→ REQUIRED TASK
What lines of the data include the string "React"? Copy them all.

(Stored items)
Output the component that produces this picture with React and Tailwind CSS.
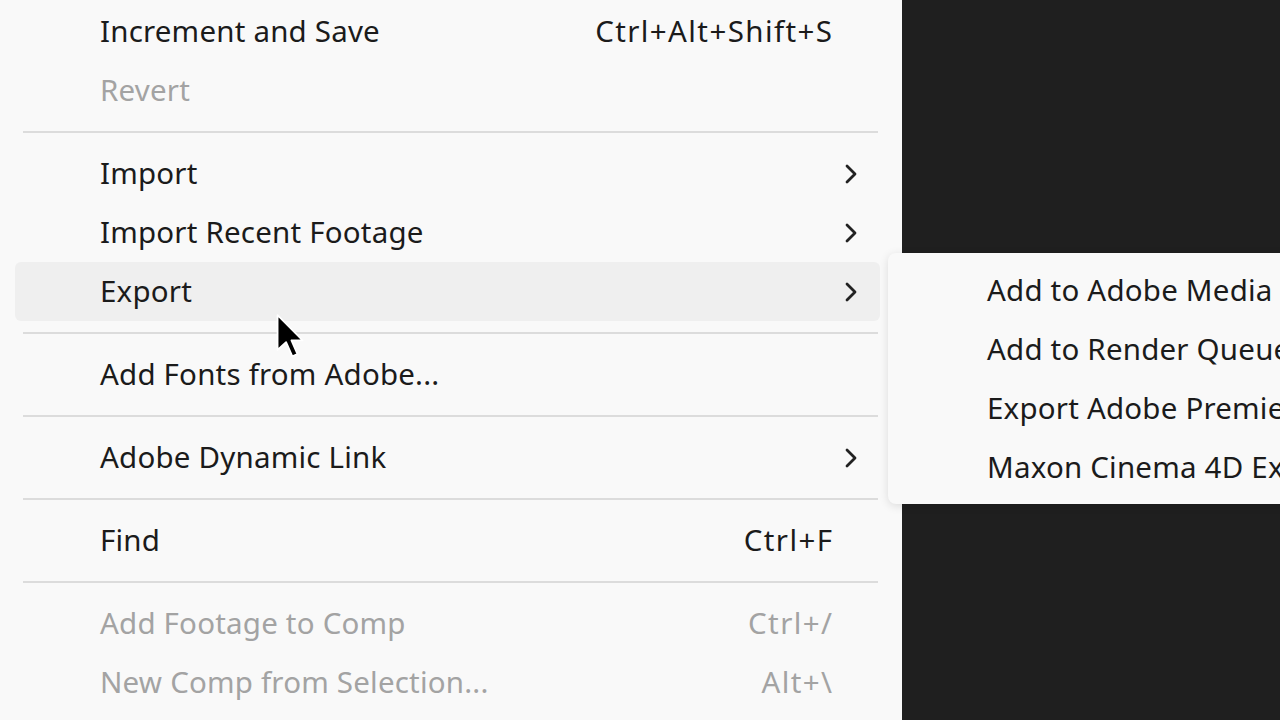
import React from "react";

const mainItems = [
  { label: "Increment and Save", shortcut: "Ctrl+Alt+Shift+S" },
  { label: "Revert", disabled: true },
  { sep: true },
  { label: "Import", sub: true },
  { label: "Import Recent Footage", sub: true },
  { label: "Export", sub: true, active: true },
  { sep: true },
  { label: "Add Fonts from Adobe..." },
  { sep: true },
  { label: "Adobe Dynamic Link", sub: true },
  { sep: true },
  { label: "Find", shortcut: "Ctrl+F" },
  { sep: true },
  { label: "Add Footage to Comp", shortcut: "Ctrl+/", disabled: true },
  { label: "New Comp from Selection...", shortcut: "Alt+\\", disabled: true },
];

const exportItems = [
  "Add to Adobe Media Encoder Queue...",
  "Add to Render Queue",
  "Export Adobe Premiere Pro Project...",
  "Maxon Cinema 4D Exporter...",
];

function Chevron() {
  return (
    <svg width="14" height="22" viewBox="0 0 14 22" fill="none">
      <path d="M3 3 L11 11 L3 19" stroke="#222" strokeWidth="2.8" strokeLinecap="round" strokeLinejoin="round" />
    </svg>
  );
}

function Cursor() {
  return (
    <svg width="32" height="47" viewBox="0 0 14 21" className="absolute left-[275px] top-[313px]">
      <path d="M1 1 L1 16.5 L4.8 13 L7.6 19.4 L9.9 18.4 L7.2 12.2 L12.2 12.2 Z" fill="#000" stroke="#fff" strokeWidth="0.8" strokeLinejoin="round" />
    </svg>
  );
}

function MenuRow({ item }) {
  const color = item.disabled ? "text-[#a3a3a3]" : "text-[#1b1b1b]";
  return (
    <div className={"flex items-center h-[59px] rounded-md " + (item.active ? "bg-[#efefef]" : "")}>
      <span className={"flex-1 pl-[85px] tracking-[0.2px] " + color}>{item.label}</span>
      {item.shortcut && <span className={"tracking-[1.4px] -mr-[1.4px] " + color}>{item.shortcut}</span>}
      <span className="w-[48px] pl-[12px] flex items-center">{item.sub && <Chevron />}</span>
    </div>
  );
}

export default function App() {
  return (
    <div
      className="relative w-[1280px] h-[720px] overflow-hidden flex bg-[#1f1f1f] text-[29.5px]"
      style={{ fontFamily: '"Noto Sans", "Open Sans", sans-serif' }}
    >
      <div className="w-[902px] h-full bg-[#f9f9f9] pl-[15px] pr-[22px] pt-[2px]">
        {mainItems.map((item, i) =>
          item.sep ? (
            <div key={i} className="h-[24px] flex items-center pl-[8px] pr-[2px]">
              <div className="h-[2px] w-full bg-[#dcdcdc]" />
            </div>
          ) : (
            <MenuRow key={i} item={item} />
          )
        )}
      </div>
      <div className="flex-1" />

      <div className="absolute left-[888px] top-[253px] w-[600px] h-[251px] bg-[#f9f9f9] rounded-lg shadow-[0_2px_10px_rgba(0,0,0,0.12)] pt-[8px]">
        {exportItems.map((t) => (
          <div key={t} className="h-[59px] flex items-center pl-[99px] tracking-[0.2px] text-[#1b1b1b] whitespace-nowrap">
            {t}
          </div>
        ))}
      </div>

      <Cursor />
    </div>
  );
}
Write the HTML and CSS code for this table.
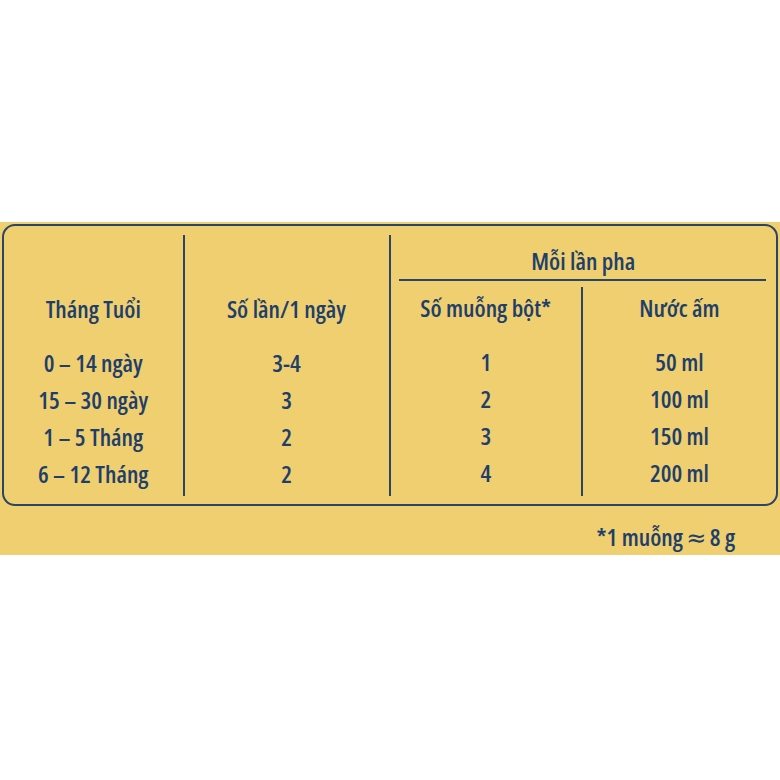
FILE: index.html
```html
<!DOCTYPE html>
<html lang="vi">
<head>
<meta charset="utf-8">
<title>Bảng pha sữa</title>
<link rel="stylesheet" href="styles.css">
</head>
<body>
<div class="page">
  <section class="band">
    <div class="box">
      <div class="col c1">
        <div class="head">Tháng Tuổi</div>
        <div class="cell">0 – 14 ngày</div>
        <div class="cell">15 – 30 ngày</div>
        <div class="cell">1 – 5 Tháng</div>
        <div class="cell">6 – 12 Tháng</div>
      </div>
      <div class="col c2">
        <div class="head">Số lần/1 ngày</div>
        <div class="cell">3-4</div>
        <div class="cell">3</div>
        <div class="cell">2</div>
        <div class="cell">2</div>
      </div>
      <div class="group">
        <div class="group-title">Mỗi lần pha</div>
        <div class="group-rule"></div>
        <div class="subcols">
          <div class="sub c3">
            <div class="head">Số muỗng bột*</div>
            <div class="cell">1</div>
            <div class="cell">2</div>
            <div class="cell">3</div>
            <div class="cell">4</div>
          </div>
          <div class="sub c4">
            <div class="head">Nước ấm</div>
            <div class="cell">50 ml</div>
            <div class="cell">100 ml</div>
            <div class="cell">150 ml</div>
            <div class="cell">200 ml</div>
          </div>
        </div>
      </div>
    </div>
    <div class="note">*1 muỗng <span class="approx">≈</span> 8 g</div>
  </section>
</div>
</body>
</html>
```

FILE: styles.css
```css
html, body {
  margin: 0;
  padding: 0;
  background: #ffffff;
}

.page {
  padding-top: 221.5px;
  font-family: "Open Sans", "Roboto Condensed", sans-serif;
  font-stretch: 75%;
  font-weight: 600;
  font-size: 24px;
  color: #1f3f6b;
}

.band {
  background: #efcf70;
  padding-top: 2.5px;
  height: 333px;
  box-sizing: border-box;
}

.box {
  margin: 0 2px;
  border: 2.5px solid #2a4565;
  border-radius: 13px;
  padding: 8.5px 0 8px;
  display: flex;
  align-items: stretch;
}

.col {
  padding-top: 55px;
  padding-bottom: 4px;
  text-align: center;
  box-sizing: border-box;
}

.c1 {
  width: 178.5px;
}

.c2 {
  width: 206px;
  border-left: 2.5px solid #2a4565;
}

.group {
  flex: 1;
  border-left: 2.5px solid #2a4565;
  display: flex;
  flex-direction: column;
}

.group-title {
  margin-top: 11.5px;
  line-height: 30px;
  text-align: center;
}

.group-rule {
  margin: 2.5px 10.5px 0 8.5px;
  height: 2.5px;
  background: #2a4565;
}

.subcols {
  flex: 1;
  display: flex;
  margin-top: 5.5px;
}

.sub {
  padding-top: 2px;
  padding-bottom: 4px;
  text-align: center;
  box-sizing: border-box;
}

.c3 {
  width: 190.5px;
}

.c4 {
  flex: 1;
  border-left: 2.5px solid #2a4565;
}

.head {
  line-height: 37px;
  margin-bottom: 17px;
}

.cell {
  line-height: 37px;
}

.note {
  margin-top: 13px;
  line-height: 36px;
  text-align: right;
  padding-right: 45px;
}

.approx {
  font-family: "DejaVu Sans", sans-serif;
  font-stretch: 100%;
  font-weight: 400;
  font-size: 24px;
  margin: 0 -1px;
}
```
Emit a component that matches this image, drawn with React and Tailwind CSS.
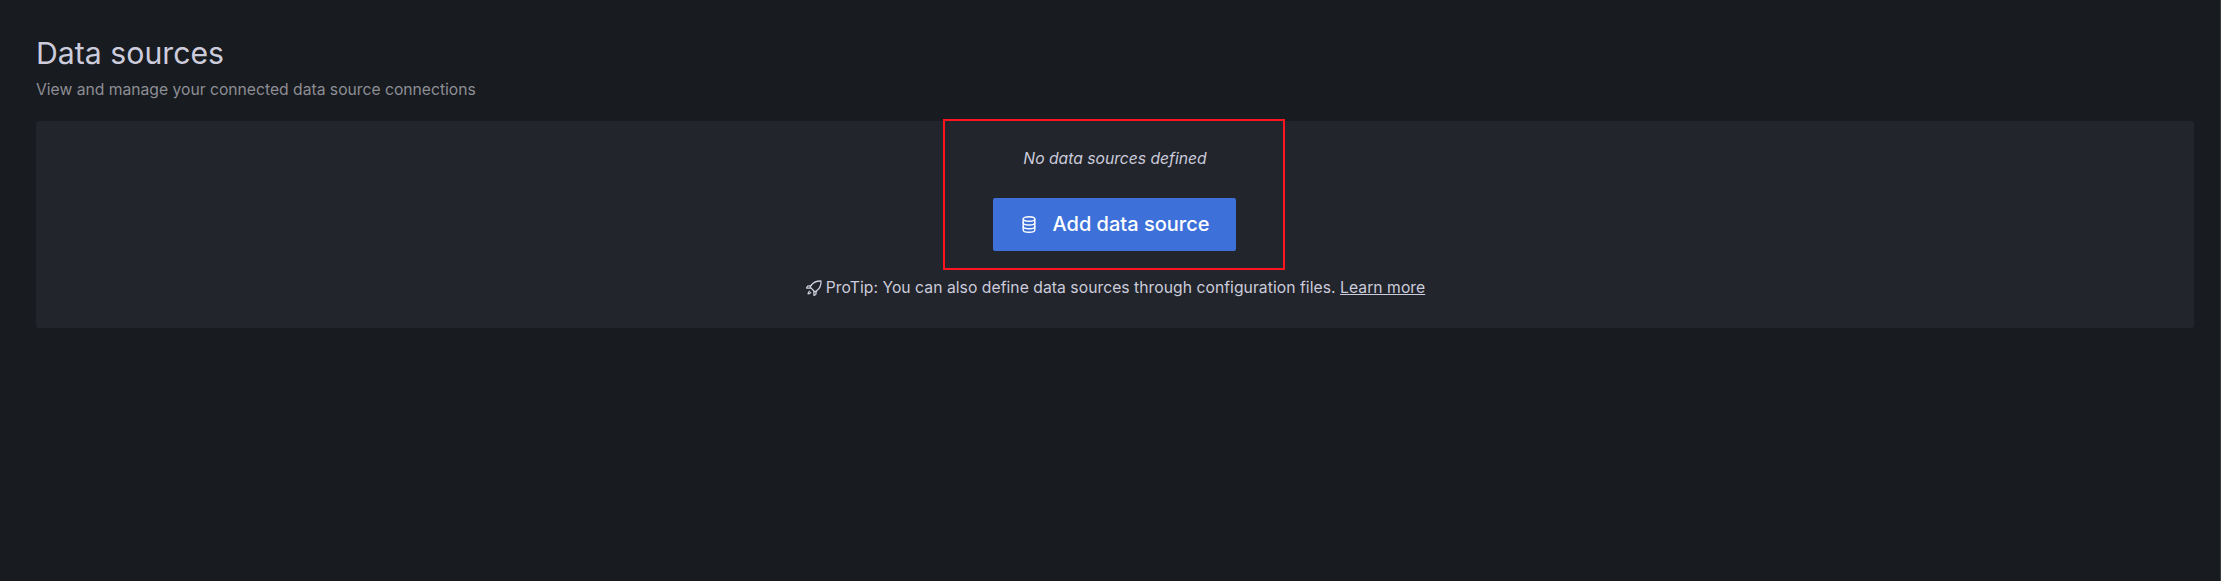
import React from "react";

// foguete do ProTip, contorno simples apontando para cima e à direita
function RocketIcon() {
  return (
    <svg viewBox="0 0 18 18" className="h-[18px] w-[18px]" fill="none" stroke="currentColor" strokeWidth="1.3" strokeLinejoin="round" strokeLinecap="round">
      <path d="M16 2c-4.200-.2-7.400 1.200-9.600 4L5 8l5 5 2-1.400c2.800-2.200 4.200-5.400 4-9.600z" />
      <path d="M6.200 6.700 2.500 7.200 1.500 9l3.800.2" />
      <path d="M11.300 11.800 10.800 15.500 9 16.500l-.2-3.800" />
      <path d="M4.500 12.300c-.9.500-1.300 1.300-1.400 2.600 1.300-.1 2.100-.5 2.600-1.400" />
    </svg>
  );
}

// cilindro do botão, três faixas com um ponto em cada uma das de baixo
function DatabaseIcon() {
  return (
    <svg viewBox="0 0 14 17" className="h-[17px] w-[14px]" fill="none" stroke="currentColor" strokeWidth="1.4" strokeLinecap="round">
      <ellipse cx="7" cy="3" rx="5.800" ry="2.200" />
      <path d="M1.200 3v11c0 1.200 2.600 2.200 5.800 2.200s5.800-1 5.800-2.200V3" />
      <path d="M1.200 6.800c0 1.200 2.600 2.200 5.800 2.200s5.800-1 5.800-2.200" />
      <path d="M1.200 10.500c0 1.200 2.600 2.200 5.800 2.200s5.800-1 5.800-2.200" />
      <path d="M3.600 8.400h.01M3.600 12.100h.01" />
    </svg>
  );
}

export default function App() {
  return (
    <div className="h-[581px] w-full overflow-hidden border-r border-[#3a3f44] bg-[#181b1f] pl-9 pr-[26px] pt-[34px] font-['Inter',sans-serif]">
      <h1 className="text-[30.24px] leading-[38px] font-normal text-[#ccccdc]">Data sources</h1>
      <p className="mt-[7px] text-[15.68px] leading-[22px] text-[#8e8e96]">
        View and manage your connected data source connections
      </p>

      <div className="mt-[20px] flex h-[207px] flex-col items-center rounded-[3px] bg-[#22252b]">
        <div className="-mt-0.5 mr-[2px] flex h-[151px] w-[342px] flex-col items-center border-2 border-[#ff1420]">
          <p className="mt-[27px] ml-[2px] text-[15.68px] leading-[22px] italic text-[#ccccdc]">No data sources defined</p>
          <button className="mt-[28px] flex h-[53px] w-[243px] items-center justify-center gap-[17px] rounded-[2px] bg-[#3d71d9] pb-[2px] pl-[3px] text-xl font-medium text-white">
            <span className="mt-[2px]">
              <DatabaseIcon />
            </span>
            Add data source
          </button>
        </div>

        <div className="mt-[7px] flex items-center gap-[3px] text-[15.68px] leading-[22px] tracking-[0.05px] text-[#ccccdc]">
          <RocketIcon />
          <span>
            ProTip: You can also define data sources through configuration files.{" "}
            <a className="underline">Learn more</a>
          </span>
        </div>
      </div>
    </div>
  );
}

→ TASK ANSWER
Output the component that produces this picture with React and Tailwind CSS.
import React from "react";
Emit a component that matches this image, drawn with React and Tailwind CSS.
import React from "react";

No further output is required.